Stored data
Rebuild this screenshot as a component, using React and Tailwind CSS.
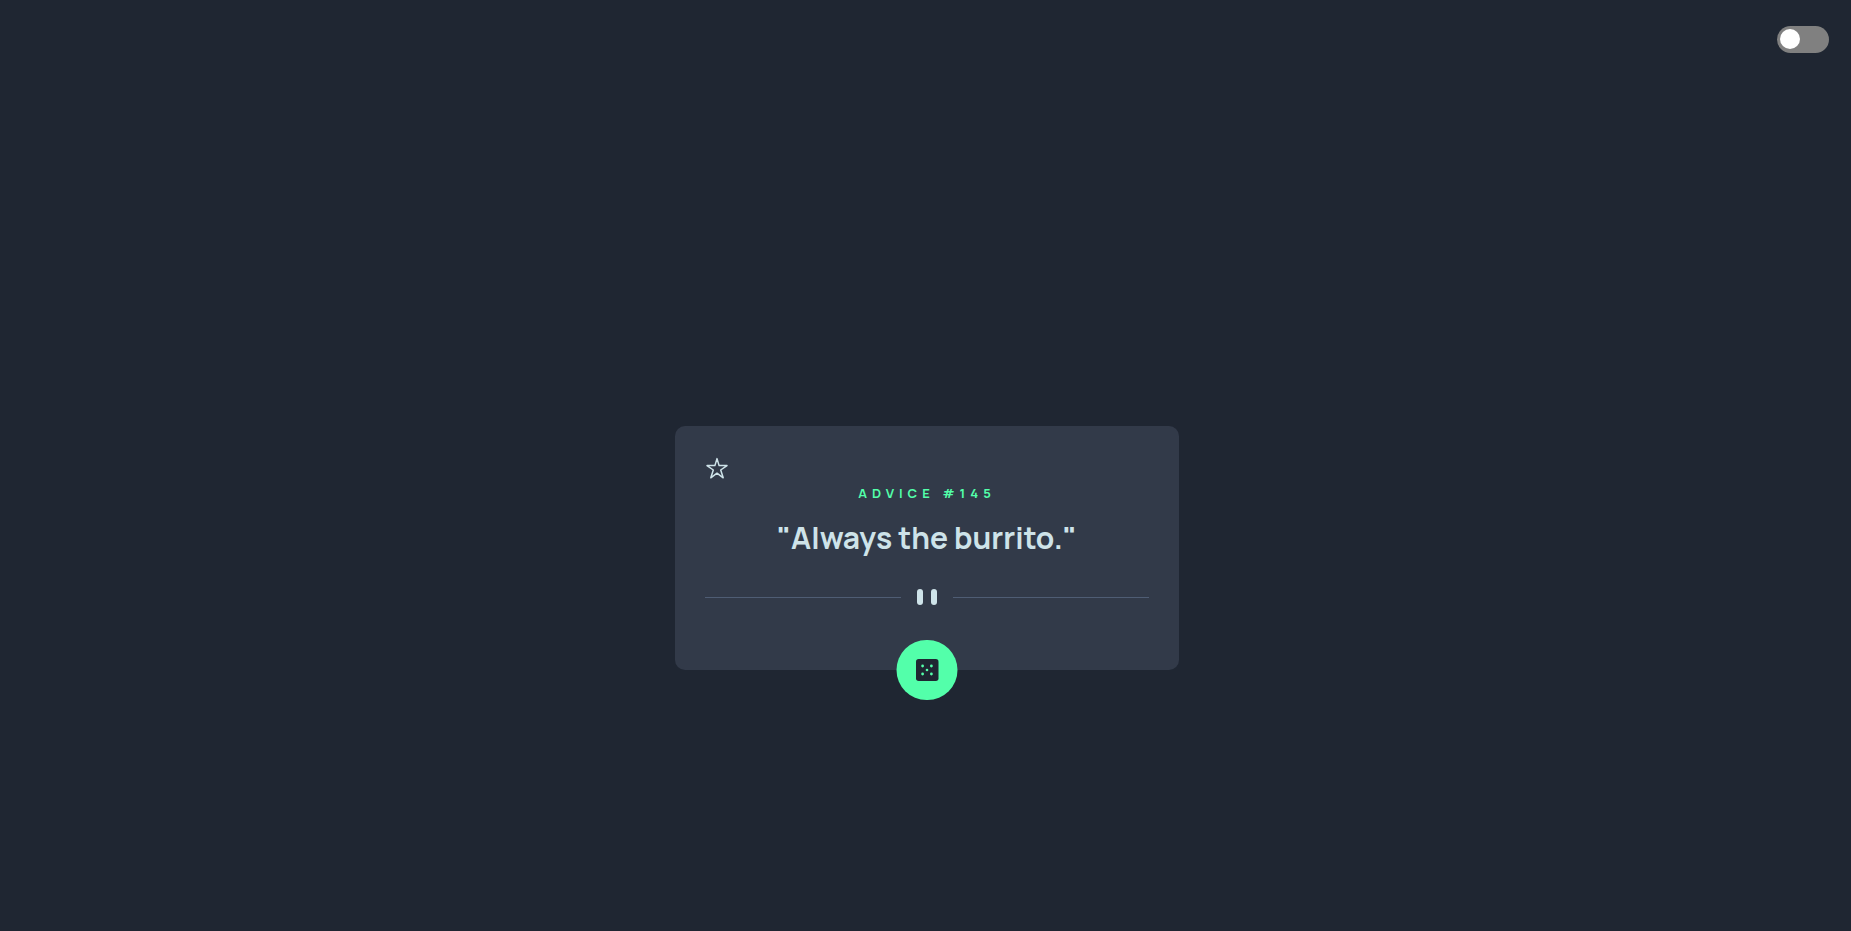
import { useState } from "react";

function FavouriteButton() {
  return (
    <button type="button" aria-label="Save advice" className="block cursor-pointer text-[#cee3e9]">
      <svg width="24" height="24" viewBox="0 0 24 24" fill="none" stroke="currentColor" strokeWidth="1.5" strokeLinejoin="round">
        <path d="M12 2.6 14.1 9.6H22L15.7 14 18.2 21.8 12 17.2 5.8 21.8 8.3 14 2 9.6H9.9Z" />
      </svg>
    </button>
  );
}

function Divider() {
  return (
    <div className="flex items-center gap-4">
      <span className="h-px flex-1 bg-[#4f5d74]" />
      <svg width="20" height="16" viewBox="0 0 20 16" fill="#cee3e9" aria-hidden="true">
        <rect width="6" height="16" rx="3" />
        <rect x="14" width="6" height="16" rx="3" />
      </svg>
      <span className="h-px flex-1 bg-[#4f5d74]" />
    </div>
  );
}

function DiceIcon() {
  return (
    <svg width="24" height="24" viewBox="0 0 24 24" aria-hidden="true">
      <rect x="0.5" y="1" width="22.5" height="22" rx="2.7" fill="#1f2632" />
      <g fill="#53ffaa">
        <circle cx="7.1" cy="8" r="1.4" />
        <circle cx="15.9" cy="8" r="1.4" />
        <circle cx="11.5" cy="12" r="1.3" />
        <circle cx="7.1" cy="16" r="1.4" />
        <circle cx="15.9" cy="16" r="1.4" />
      </g>
    </svg>
  );
}

export default function App() {
  const [light, setLight] = useState(false);

  return (
    <div className="flex min-h-screen flex-col bg-[#1f2632] font-['Manrope','Inter',sans-serif]">
      <header className="flex justify-end px-[22px] pt-[26px]">
        <label className="flex h-[27px] w-[52px] cursor-pointer items-start rounded-full bg-[#808080] p-[3px] has-checked:justify-end">
          <input
            type="checkbox"
            aria-label="Toggle theme"
            className="size-5 cursor-pointer appearance-none rounded-full bg-white"
            checked={light}
            onChange={(e) => setLight(e.target.checked)}
          />
        </label>
      </header>
      <main className="flex flex-1 items-center justify-center pt-[112px] pl-[3px]">
        <section className="relative w-full max-w-[504px] rounded-[10px] bg-[#323a49] px-[30px] pt-[30px] pb-[65px]">
          <FavouriteButton />
          <h1 className="mt-[3px] text-center text-[13px] leading-5 font-bold tracking-[5px] text-[#53ffaa]">ADVICE #145</h1>
          <p className="mt-3 mb-[29px] text-center text-[30px] leading-[45px] font-bold text-[#cee3e9]">"Always the burrito."</p>
          <Divider />
          <button
            type="button"
            aria-label="New advice"
            className="absolute -bottom-[30px] left-1/2 flex h-[60px] w-[61px] -translate-x-1/2 cursor-pointer items-center justify-center rounded-full bg-[#53ffaa]"
          >
            <DiceIcon />
          </button>
        </section>
      </main>
    </div>
  );
}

Direction
Leave the images out and output the remaining material exactly as it stands.

Output of the exercise
Rebuild this screenshot as a component, using React and Tailwind CSS.
import { useState } from "react";

function FavouriteButton() {
  return (
    <button type="button" aria-label="Save advice" className="block cursor-pointer text-[#cee3e9]">
      <svg width="24" height="24" viewBox="0 0 24 24" fill="none" stroke="currentColor" strokeWidth="1.5" strokeLinejoin="round">
        <path d="M12 2.6 14.1 9.6H22L15.7 14 18.2 21.8 12 17.2 5.8 21.8 8.3 14 2 9.6H9.9Z" />
      </svg>
    </button>
  );
}

function Divider() {
  return (
    <div className="flex items-center gap-4">
      <span className="h-px flex-1 bg-[#4f5d74]" />
      <svg width="20" height="16" viewBox="0 0 20 16" fill="#cee3e9" aria-hidden="true">
        <rect width="6" height="16" rx="3" />
        <rect x="14" width="6" height="16" rx="3" />
      </svg>
      <span className="h-px flex-1 bg-[#4f5d74]" />
    </div>
  );
}

function DiceIcon() {
  return (
    <svg width="24" height="24" viewBox="0 0 24 24" aria-hidden="true">
      <rect x="0.5" y="1" width="22.5" height="22" rx="2.7" fill="#1f2632" />
      <g fill="#53ffaa">
        <circle cx="7.1" cy="8" r="1.4" />
        <circle cx="15.9" cy="8" r="1.4" />
        <circle cx="11.5" cy="12" r="1.3" />
        <circle cx="7.1" cy="16" r="1.4" />
        <circle cx="15.9" cy="16" r="1.4" />
      </g>
    </svg>
  );
}

export default function App() {
  const [light, setLight] = useState(false);

  return (
    <div className="flex min-h-screen flex-col bg-[#1f2632] font-['Manrope','Inter',sans-serif]">
      <header className="flex justify-end px-[22px] pt-[26px]">
        <label className="flex h-[27px] w-[52px] cursor-pointer items-start rounded-full bg-[#808080] p-[3px] has-checked:justify-end">
          <input
            type="checkbox"
            aria-label="Toggle theme"
            className="size-5 cursor-pointer appearance-none rounded-full bg-white"
            checked={light}
            onChange={(e) => setLight(e.target.checked)}
          />
        </label>
      </header>
      <main className="flex flex-1 items-center justify-center pt-[112px] pl-[3px]">
        <section className="relative w-full max-w-[504px] rounded-[10px] bg-[#323a49] px-[30px] pt-[30px] pb-[65px]">
          <FavouriteButton />
          <h1 className="mt-[3px] text-center text-[13px] leading-5 font-bold tracking-[5px] text-[#53ffaa]">ADVICE #145</h1>
          <p className="mt-3 mb-[29px] text-center text-[30px] leading-[45px] font-bold text-[#cee3e9]">"Always the burrito."</p>
          <Divider />
          <button
            type="button"
            aria-label="New advice"
            className="absolute -bottom-[30px] left-1/2 flex h-[60px] w-[61px] -translate-x-1/2 cursor-pointer items-center justify-center rounded-full bg-[#53ffaa]"
          >
            <DiceIcon />
          </button>
        </section>
      </main>
    </div>
  );
}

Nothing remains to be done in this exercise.